Light and sound travel

Dan Zimmerman of Alloy Workshop agrees the open concept trend isn’t dead. But it is altering as people find they want “some elements of acoustic privacy or visual privacy.”

“What I have heard is, with the chaos of daily life, the super-open plan doesn’t really allow any sort of mediation,” he says.

Alloy Workshop solves that problem by changing the focus in rooms. If the kitchen is connected to the living room north to south, for example, it might be oriented east to west so the cook isn’t necessarily exposed to a blaring television. The idea is to position people in such a way that “when you are in that space, you can feel like it is fun in a different way,” Zimmerman says. Flooring materials, changes in ceiling height and other strategies can also be helpful for making those divisions.

Nichols warns open residential spaces can have some of the same acoustic concerns that commercial restaurants have. And while noise-dampening panels and the like aren’t appropriate in the home, carefully selected furnishings and floor coverings can help deaden bouncing sound waves.

The house is finite

Every owner is different, but Conover says folks in homes 2,000 square feet and under are typically willing to deal with the conflict of shared spaces because of the flexibility they provide.

Zimmerman agrees. “When folks do downsize, you have to make sacrifices and changes to the way you’ve been living in the past 15 to 20 years,” he says. “That can be challenging.

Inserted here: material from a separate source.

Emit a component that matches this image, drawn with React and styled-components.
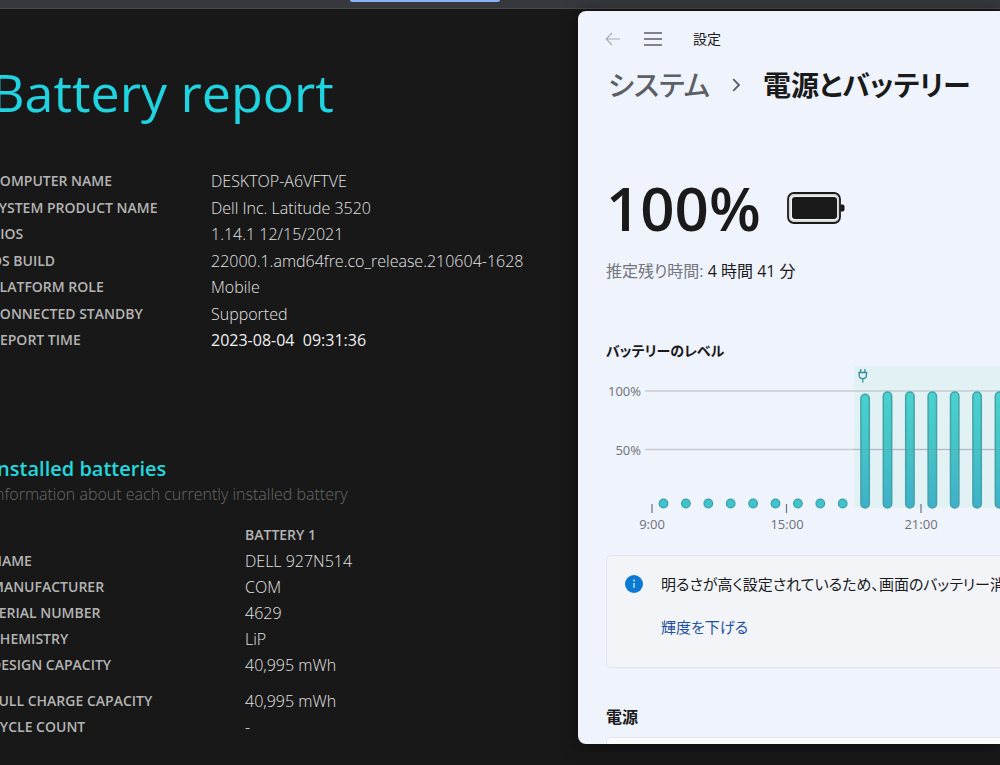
import React from "react";
import styled, { createGlobalStyle } from "styled-components";

const systemInfo = [
  ["COMPUTER NAME", "DESKTOP-A6VFTVE"],
  ["SYSTEM PRODUCT NAME", "Dell Inc. Latitude 3520"],
  ["BIOS", "1.14.1 12/15/2021"],
  ["OS BUILD", "22000.1.amd64fre.co_release.210604-1628"],
  ["PLATFORM ROLE", "Mobile"],
  ["CONNECTED STANDBY", "Supported"],
  ["REPORT TIME", "2023-08-04  09:31:36"],
];

const batteryInfo = [
  ["NAME", "DELL 927N514"],
  ["MANUFACTURER", "COM"],
  ["SERIAL NUMBER", "4629"],
  ["CHEMISTRY", "LiP"],
  ["DESIGN CAPACITY", "40,995 mWh"],
  ["FULL CHARGE CAPACITY", "40,995 mWh"],
  ["CYCLE COUNT", "-"],
];

// Battery level per hour, starting at 9:00
const levels = [0, 0, 0, 0, 0, 0, 0, 0, 0, 98, 100, 100, 100, 100, 100, 100, 100];

const BackIcon = () => (
  <svg width="16" height="14" viewBox="0 0 16 14" fill="none" stroke="#a9abb3" strokeWidth="1.2" aria-hidden="true">
    <path d="M7 1L1.2 7L7 13M1.2 7H15" />
  </svg>
);

const MenuIcon = () => (
  <svg width="18" height="14" viewBox="0 0 18 14" stroke="#5c5e68" strokeWidth="1.4" aria-hidden="true">
    <path d="M0 1H18M0 7H18M0 13H18" />
  </svg>
);

const ChevronIcon = () => (
  <svg width="9" height="14" viewBox="0 0 9 14" fill="none" stroke="#5a5c63" strokeWidth="1.8" aria-hidden="true">
    <path d="M1.2 1.2L7 7L1.2 12.8" />
  </svg>
);

const BatteryIcon = () => (
  <svg width="58" height="32" viewBox="0 0 58 32" aria-hidden="true">
    <rect x="1" y="1" width="52" height="30" rx="6" fill="#f1f4f6" stroke="#1a1a1a" strokeWidth="1.8" />
    <rect x="2.8" y="2.8" width="48.4" height="26.4" rx="4.5" fill="none" stroke="#c3c9c7" strokeWidth="1.2" />
    <rect x="5" y="5" width="45" height="22" rx="3" fill="#1a1a1a" />
    <path d="M53.5 12.5H55.5Q57.5 12.5 57.5 14.5V17.5Q57.5 19.5 55.5 19.5H53.5Z" fill="#1a1a1a" />
  </svg>
);

const InfoIcon = () => (
  <svg width="18" height="18" viewBox="0 0 18 18" aria-hidden="true">
    <circle cx="9" cy="9" r="9" fill="#0b7ad3" />
    <circle cx="9" cy="5.6" r="1" fill="#cfe6fa" />
    <path d="M9 8V12.8" stroke="#cfe6fa" strokeWidth="1.4" />
  </svg>
);

const LevelChart = () => (
  <Chart role="img" aria-label="バッテリーのレベル">
    <defs>
      <linearGradient id="level" gradientUnits="userSpaceOnUse" x1="0" y1="26" x2="0" y2="144">
        <stop offset="0" stopColor="#48d3cf" />
        <stop offset="0.5" stopColor="#46c3c6" />
        <stop offset="1" stopColor="#3eafca" />
      </linearGradient>
    </defs>
    <rect x="248" y="1" width="100%" height="142" fill="#e2f1f4" />
    <g stroke="#c8ccd3" strokeWidth="1.4">
      <line x1="39" y1="26" x2="100%" y2="26" />
      <line x1="39" y1="84.5" x2="100%" y2="84.5" />
    </g>
    <g stroke="#6d7077" strokeWidth="1.2">
      <line x1="46" y1="139" x2="46" y2="148" />
      <line x1="180.5" y1="139" x2="180.5" y2="148" />
      <line x1="315" y1="139" x2="315" y2="148" />
    </g>
    {levels.map((level, i) => {
      const x = 57.5 + i * 22.4;
      if (level === 0) {
        return <circle key={i} cx={x} cy="138.5" r="4.3" fill="#40c4cb" stroke="#389fa6" strokeWidth="1.2" />;
      }
      const top = 144 - level * 1.17;
      return (
        <rect key={i} x={x - 4.2} y={top} width="8.4" height={143 - top} rx="4.2" fill="url(#level)" stroke="#44a3a9" strokeWidth="1.5" />
      );
    })}
    <line x1="248" y1="84.5" x2="100%" y2="84.5" stroke="#5c8c96" strokeOpacity="0.25" />
    <g fill="none" stroke="#2f8f97" strokeWidth="1.3">
      <path d="M254.7 4V7.5M258.9 4V7.5M252.3 7.5H261.3M253.2 7.5V10.2Q253.2 13.6 256.8 13.6Q260.4 13.6 260.4 10.2V7.5M256.8 13.6V17.5" />
    </g>
    <AxisText x="35" y="31" textAnchor="end">100%</AxisText>
    <AxisText x="35" y="90" textAnchor="end">50%</AxisText>
    <AxisText x="46" y="164" textAnchor="middle">9:00</AxisText>
    <AxisText x="181" y="164" textAnchor="middle">15:00</AxisText>
    <AxisText x="315" y="164" textAnchor="middle">21:00</AxisText>
  </Chart>
);

export default function App() {
  return (
    <Desktop>
      <GlobalStyle />
      <BrowserBar>
        <ActiveTab />
      </BrowserBar>
      <Workspace>
        <Report>
          <ReportTitle>Battery report</ReportTitle>
          <SystemTable $labelWidth={220}>
            <tbody>
              {systemInfo.map(([label, value]) => (
                <tr key={label}>
                  <Label scope="row">{label}</Label>
                  <Value $strong={label === "REPORT TIME"}>{value}</Value>
                </tr>
              ))}
            </tbody>
          </SystemTable>
          <SectionTitle>Installed batteries</SectionTitle>
          <SectionNote>Information about each currently installed battery</SectionNote>
          <InfoTable $labelWidth={254}>
            <thead>
              <tr>
                <td />
                <Label scope="col">BATTERY 1</Label>
              </tr>
            </thead>
            <tbody>
              {batteryInfo.map(([label, value]) => (
                <InfoRow key={label} $spaced={label === "FULL CHARGE CAPACITY"}>
                  <Label scope="row">{label}</Label>
                  <Value>{value}</Value>
                </InfoRow>
              ))}
            </tbody>
          </InfoTable>
        </Report>
        <SettingsWindow>
          <TitleBar>
            <IconButton type="button" aria-label="戻る">
              <BackIcon />
            </IconButton>
            <IconButton type="button" aria-label="メニュー">
              <MenuIcon />
            </IconButton>
            <span>設定</span>
          </TitleBar>
          <Breadcrumb>
            <Parent href="#system">システム</Parent>
            <ChevronIcon />
            <Current>電源とバッテリー</Current>
          </Breadcrumb>
          <Charge>
            <Percent>100%</Percent>
            <BatteryIcon />
          </Charge>
          <Remaining>
            <span>推定残り時間:</span> 4 時間 41 分
          </Remaining>
          <Subheading>バッテリーのレベル</Subheading>
          <LevelChart />
          <Notice>
            <InfoIcon />
            <NoticeBody>
              <NoticeText>明るさが高く設定されているため、画面のバッテリー消費</NoticeText>
              <NoticeLink href="#brightness">輝度を下げる</NoticeLink>
            </NoticeBody>
          </Notice>
          <PowerHeading>電源</PowerHeading>
          <PowerCard />
        </SettingsWindow>
      </Workspace>
    </Desktop>
  );
}

// Styled-components
const GlobalStyle = createGlobalStyle`
  * {
    box-sizing: border-box;
  }

  body {
    margin: 0;
    background: #181818;
    font-family: "Open Sans", "Noto Sans CJK JP", sans-serif;
  }
`;

const Desktop = styled.div`
  display: flex;
  flex-direction: column;
  height: 100vh;
  overflow: hidden;
  background: #181818;
`;

const BrowserBar = styled.header`
  display: flex;
  flex: none;
  height: 9px;
  padding-left: 35%;
  background: #37383d;
  border-bottom: 1px solid #4a4a4a;
`;

const ActiveTab = styled.div`
  width: 150px;
  height: 2px;
  background: #8ab0f5;
  border-radius: 0 0 4px 4px;
`;

const Workspace = styled.main`
  display: grid;
  grid-template-columns: 578fr 422fr;
  flex: 1;
  min-height: 0;
`;

const Report = styled.section`
  min-width: 0;
  margin-left: -9px;
  padding-top: 43px;
  overflow: hidden;
  white-space: nowrap;
`;

const ReportTitle = styled.h1`
  margin: 0 0 36px;
  color: #1fd3e0;
  font-size: 52px;
  font-weight: 400;
  line-height: 80px;
`;

const InfoTable = styled.table`
  border-collapse: collapse;

  td,
  th {
    height: 26px;
    padding: 0;
    line-height: 26px;
    text-align: left;
    vertical-align: bottom;
  }

  tr > :first-child {
    width: ${(p) => p.$labelWidth}px;
  }
`;

const SystemTable = styled(InfoTable)`
  height: 185px;
`;

const InfoRow = styled.tr`
  && > * {
    height: ${(p) => (p.$spaced ? 36 : 26)}px;
  }
`;

const Label = styled.th`
  color: #b4b4b4;
  font-size: 14px;
  font-weight: 600;
`;

const Value = styled.td`
  color: ${(p) => (p.$strong ? "#f0f0f0" : "#e4e4e4")};
  font-size: 16px;
  font-weight: ${(p) => (p.$strong ? 400 : 300)};
  white-space: pre;
`;

const SectionTitle = styled.h2`
  margin: 102px 0 0;
  color: #22d8dd;
  font-size: 20px;
  font-weight: 600;
  line-height: 28px;
`;

const SectionNote = styled.p`
  margin: 0 0 17px;
  color: #6a6a6a;
  font-size: 16px;
  font-weight: 300;
  line-height: 22px;
`;

const SettingsWindow = styled.section`
  display: flex;
  flex-direction: column;
  min-width: 0;
  margin: 2px 0 21px;
  padding-left: 28px;
  overflow: hidden;
  color: #1a1a1a;
  background: #eff3fb;
  border-radius: 8px 0 0 8px;
  box-shadow: 0 2px 16px rgba(0, 0, 0, 0.5);
  font-feature-settings: "palt";
  white-space: nowrap;

  & > * {
    flex: none;
  }
`;

const TitleBar = styled.header`
  display: flex;
  align-items: center;
  height: 56px;
  margin-left: -9px;
  font-size: 14px;
  line-height: 18px;

  span {
    margin-left: 24px;
  }
`;

const IconButton = styled.button`
  display: flex;
  align-items: center;
  justify-content: center;
  width: 32px;
  height: 32px;
  padding: 0;
  background: none;
  border: 0;

  & + & {
    margin-left: 16px;
  }

  &:first-child {
    margin-right: -8px;
  }
`;

const Breadcrumb = styled.nav`
  display: flex;
  align-items: center;
  gap: 22px;
  height: 36px;
  padding-left: 2px;
  font-size: 28px;
  line-height: 36px;
`;

const Parent = styled.a`
  color: #5d5f66;
  font-weight: 500;
  text-decoration: none;
`;

const Current = styled.h2`
  margin: 0;
  font-size: 28px;
  font-weight: 600;
`;

const Charge = styled.div`
  display: flex;
  align-items: center;
  gap: 26px;
  height: 80px;
  margin-top: 65px;
`;

const Percent = styled.div`
  font-size: 60px;
  font-weight: 600;
  line-height: 78px;
`;

const Remaining = styled.p`
  margin: 11px 0 0;
  font-size: 16px;
  line-height: 24px;

  span {
    color: #74767d;
  }
`;

const Subheading = styled.h3`
  margin: 56px 0 0;
  font-size: 14px;
  font-weight: 600;
  line-height: 24px;
`;

const Chart = styled.svg`
  display: block;
  width: 100%;
  height: 176px;
  margin-top: 2px;
`;

const AxisText = styled.text`
  fill: #6e7178;
  font-size: 13px;
`;

const Notice = styled.aside`
  display: flex;
  gap: 18px;
  height: 113px;
  margin-top: 14px;
  padding: 19px 0 19px 18px;
  overflow: hidden;
  background: #f2f4f8;
  border: 1px solid #e0e4ea;
  border-right: 0;
  border-radius: 5px 0 0 5px;

  svg {
    flex: none;
  }
`;

const NoticeBody = styled.div`
  display: flex;
  flex-direction: column;
  align-items: flex-start;
  gap: 19px;
  margin-top: -3px;
`;

const NoticeText = styled.p`
  margin: 0;
  font-size: 15px;
  line-height: 24px;
`;

const NoticeLink = styled.a`
  color: #1f519c;
  font-size: 15px;
  line-height: 24px;
  text-decoration: none;
`;

const PowerHeading = styled.h3`
  margin: 37px 0 8px;
  font-size: 16px;
  font-weight: 600;
  line-height: 24px;
`;

const PowerCard = styled.div`
  height: 68px;
  background: #fafbfd;
  border: 1px solid #e3e6ec;
  border-right: 0;
  border-radius: 5px 0 0 0;
`;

What you tend to find is, instead of having distinct rooms, they have rooms that serve multiple purposes.”

To make a shared space even more effective, Nichols suggests looking outside your walls.

“It turns out, [open planning] is hard to get right, and in many cases it’s just not transferable,” he says. “It really works when the combined spaces continue to have openness out to the landscape, so that sense of openness is greater still.”